I’m pretty sure that my brother Gord and I were in grade 10 and 11 or 11 and 12, somewhere in there, when we were first assigned the Christmas lights duty on the United Church Manse house in Kipling back in the 70’s when our family was living there. The task was kind of sprung on us one day when we got home from our regular post-schoolday hang out at the old Hub Cafe.
Dad usually saved these kinds of tasks for himself. Sure, he'd allow us to cut the grass, shovel the snow off of the sidewalks and driveway and distribute the cow caca a couple of times a year on the garden but the finicky stuff he liked to do himself 'cause he was a little anal about it, you know? He could be awful particular about certain things. Just like the car washing...he'd "allow" you to do it but if it didn't cut the mustard...his mustard, that is, you'd be heading right back to the carwash.
My guess is that it got pretty darn cold pretty early that year and he didn't want to go up on the roof and mess with the lights himself or he was just giving us one of his "character building" lessons like the times when he made us help with the chicken butchering or go with him when he was helping someone castrating calves, or some damn thing...you know, the kind of tasks that would make us real men...blah, blah, blah.
Anyway, I was none too excited about climbing up on the roof and attaching the Christmas lights to the eaves. I sniveled and I whined and I stomped around while Gordie just went about the task of untangling the lights and cords while telling me, "You know, if you'd stop complaining and get at it we'd be done before you know it. Bitching about it won't make it go away." So then I started complaining about him complaining about my complaining and I huffed and I puffed and I...climbed the ladder. I always hated it when he was right. And he usually was. We froze our hands and our feet and our faces and we had to redo a few spots but we managed to fit in a bit of fun, too, as we usually did and before you know it we had the lights hung up and a hot chocolate in our hands.
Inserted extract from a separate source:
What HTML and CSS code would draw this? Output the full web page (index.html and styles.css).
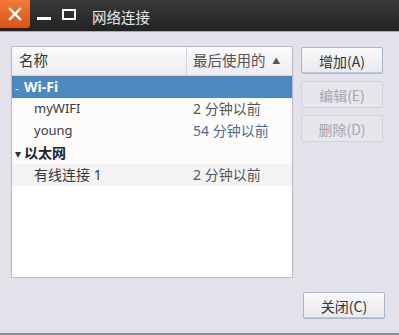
FILE: index.html
```html
<!DOCTYPE html>
<html lang="zh">
<head>
  <meta charset="UTF-8" />
  <title>网络连接</title>
  <link rel="stylesheet" href="styles.css">
</head>
<body>

<div class="window">
  <div class="titlebar">
    <div class="win-btn close-btn">
      <svg width="16" height="16" viewBox="0 0 16 16"><path d="M3 3 L13 13 M13 3 L3 13" stroke="#fff" stroke-width="2.4" stroke-linecap="square"/></svg>
    </div>
    <div class="win-btn min-btn"><span></span></div>
    <div class="win-btn max-btn"><span></span></div>
    <div class="title">网络连接</div>
  </div>

  <div class="content">
    <div class="main-row">
      <div class="list">
        <div class="list-head">
          <div class="col-name">名称</div>
          <div class="col-time">最后使用的 <span class="sort">▲</span></div>
        </div>
        <div class="row group selected">
          <div class="col-name"><span class="arrow">-</span>Wi-Fi</div>
          <div class="col-time"></div>
        </div>
        <div class="row">
          <div class="col-name child latin">myWIFI</div>
          <div class="col-time">2 分钟以前</div>
        </div>
        <div class="row">
          <div class="col-name child latin">young</div>
          <div class="col-time blue">54 分钟以前</div>
        </div>
        <div class="row group">
          <div class="col-name"><span class="arrow tri">▾</span>以太网</div>
          <div class="col-time"></div>
        </div>
        <div class="row alt">
          <div class="col-name child">有线连接 1</div>
          <div class="col-time">2 分钟以前</div>
        </div>
      </div>

      <div class="side-buttons">
        <button class="btn default">增加(A)</button>
        <button class="btn" disabled>编辑(E)</button>
        <button class="btn" disabled>删除(D)</button>
      </div>
    </div>

    <div class="bottom-row">
      <button class="btn default">关闭(C)</button>
    </div>
  </div>
</div>

</body>
</html>
```

FILE: styles.css
```css
* {
  box-sizing: border-box;
}

body {
  margin: 0;
  padding: 0;
  font-family: "Noto Sans", "Noto Sans CJK SC", sans-serif;
  font-size: 14px;
  background-color: #e3e2ea;
}

.window {
  width: 399px;
  height: 335px;
  display: flex;
  flex-direction: column;
  background-color: #e3e2ea;
  border-bottom: 2px solid #8e8e96;
}

.titlebar {
  height: 32px;
  background: linear-gradient(#3a3a3a, #222);
  display: flex;
  align-items: flex-start;
  border-bottom: 1px solid #a9a9b2;
}

.win-btn {
  width: 28px;
  height: 28px;
  display: flex;
  align-items: center;
  justify-content: center;
}

.close-btn {
  background: linear-gradient(#f07a3c, #d9531a);
  border-radius: 0 0 3px 0;
  width: 30px;
}

.min-btn {
  margin-left: 3px;
  width: 22px;
}

.min-btn span {
  display: block;
  width: 14px;
  height: 3px;
  background: #fff;
  margin-top: 8px;
}

.max-btn {
  margin-left: 2px;
  width: 24px;
}

.max-btn span {
  display: block;
  width: 14px;
  height: 11px;
  border: 2px solid #fff;
}

.title {
  color: #e8e8e8;
  font-size: 14.5px;
  margin-left: 11px;
  line-height: 34px;
}

.content {
  flex: 1;
  padding: 14px 14px 14px 11px;
  display: flex;
  flex-direction: column;
}

.main-row {
  display: flex;
  gap: 8px;
  height: 232px;
}

.list {
  background: #fff;
  border: 1px solid #b7b8c6;
  width: 282px;
}

.list-head {
  display: flex;
  height: 29px;
  background: linear-gradient(#fafafc, #eeeef2);
  border-bottom: 1px solid #d6d6dd;
  color: #333;
  font-size: 14.5px;
}

.list-head .col-name,
.list-head .col-time {
  line-height: 27px;
}

.list-head .col-time {
  border-left: 1px solid #d4d4dc;
  padding-left: 6px;
}

.sort {
  font-size: 8px;
  vertical-align: 2px;
  margin-left: 3px;
}

.col-name {
  width: 174px;
  padding-left: 7px;
}

.col-time {
  flex: 1;
  color: #555;
}

.row {
  display: flex;
  height: 22px;
  line-height: 21px;
  color: #3a3a3a;
  background: #fdfcfb;
}

.row .col-time {
  padding-left: 7px;
}

.latin {
  font-size: 13px;
}

.row.alt {
  background: #f3f3f3;
}

.row.group {
  font-weight: bold;
  color: #222;
}

.row.group .col-name {
  padding-left: 3px;
}

.row.selected {
  background: #4b89bf;
  color: #fff;
}

.arrow {
  display: inline-block;
  width: 9px;
  font-weight: normal;
  font-size: 11px;
}

.arrow.tri {
  font-size: 12px;
  color: #333;
}

.child {
  padding-left: 22px;
}

.blue {
  color: #4f6890 !important;
}

.side-buttons {
  display: flex;
  flex-direction: column;
  gap: 7px;
  padding-top: 1px;
}

.btn {
  width: 82px;
  height: 27px;
  margin: 0;
  font-family: "Noto Sans CJK SC", sans-serif;
  font-size: 14px;
  color: #333;
  background: linear-gradient(#f9f9fb, #e9e9ee);
  border: 1px solid #c5c5d0;
  border-radius: 2px;
  padding: 0;
}

.btn.default {
  border-color: #a9b7cd;
  box-shadow: inset 0 -1px 0 #b9c9e0;
}

.btn:disabled {
  color: #a5a5ad;
  background: #e6e6ec;
  border-color: #d2d2da;
}

.bottom-row {
  margin-top: auto;
  display: flex;
  justify-content: flex-end;
}
```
Yup, lights were hung and character was built.
It's funny, Dad pointed out, that you don't say a whole lot about your frozen fingers and your frozen toes and your frozen face after an afternoon of road hockey or tobogganing or shinny at the rink, do you now? Because it's "volunteer" freezing that's why! It's different! It even feels different!
The next year we came home around the same time from the same place and there was a whack of lights lying on the patio again and a ladder leaning on the eaves. Just like the forks sticking out of the manure pile on the garden in the fall we knew what had to be done and who was going to do it without having to be told. Last year's light hanging had been a learning experience and a character builder but the second time around was just plain torture.
Fast forward forty odd years later and I'm stomping around our house now and whining about getting up on the ladder and hanging the stupid lights and I'm going, "Why can't we be green this year? You know, save the planet and everything and not spin the power meter off of the wall and go old school and burn a candle or two in the window or something because it's pretty damn cold out there today and I'm going to freeze my fingers and my toes and my face and I think I'm catching a cold already and what if I fall off the ladder...I know, I know...if we just stick to task we'd be done before you know it and we'll have a cup of hot chocolate in our hands...blah, blah, blah."
"My core belief is that if you're complaining about something for more than three minutes, two minutes ago you should have done something about it!" Caitlin Moran (1975-).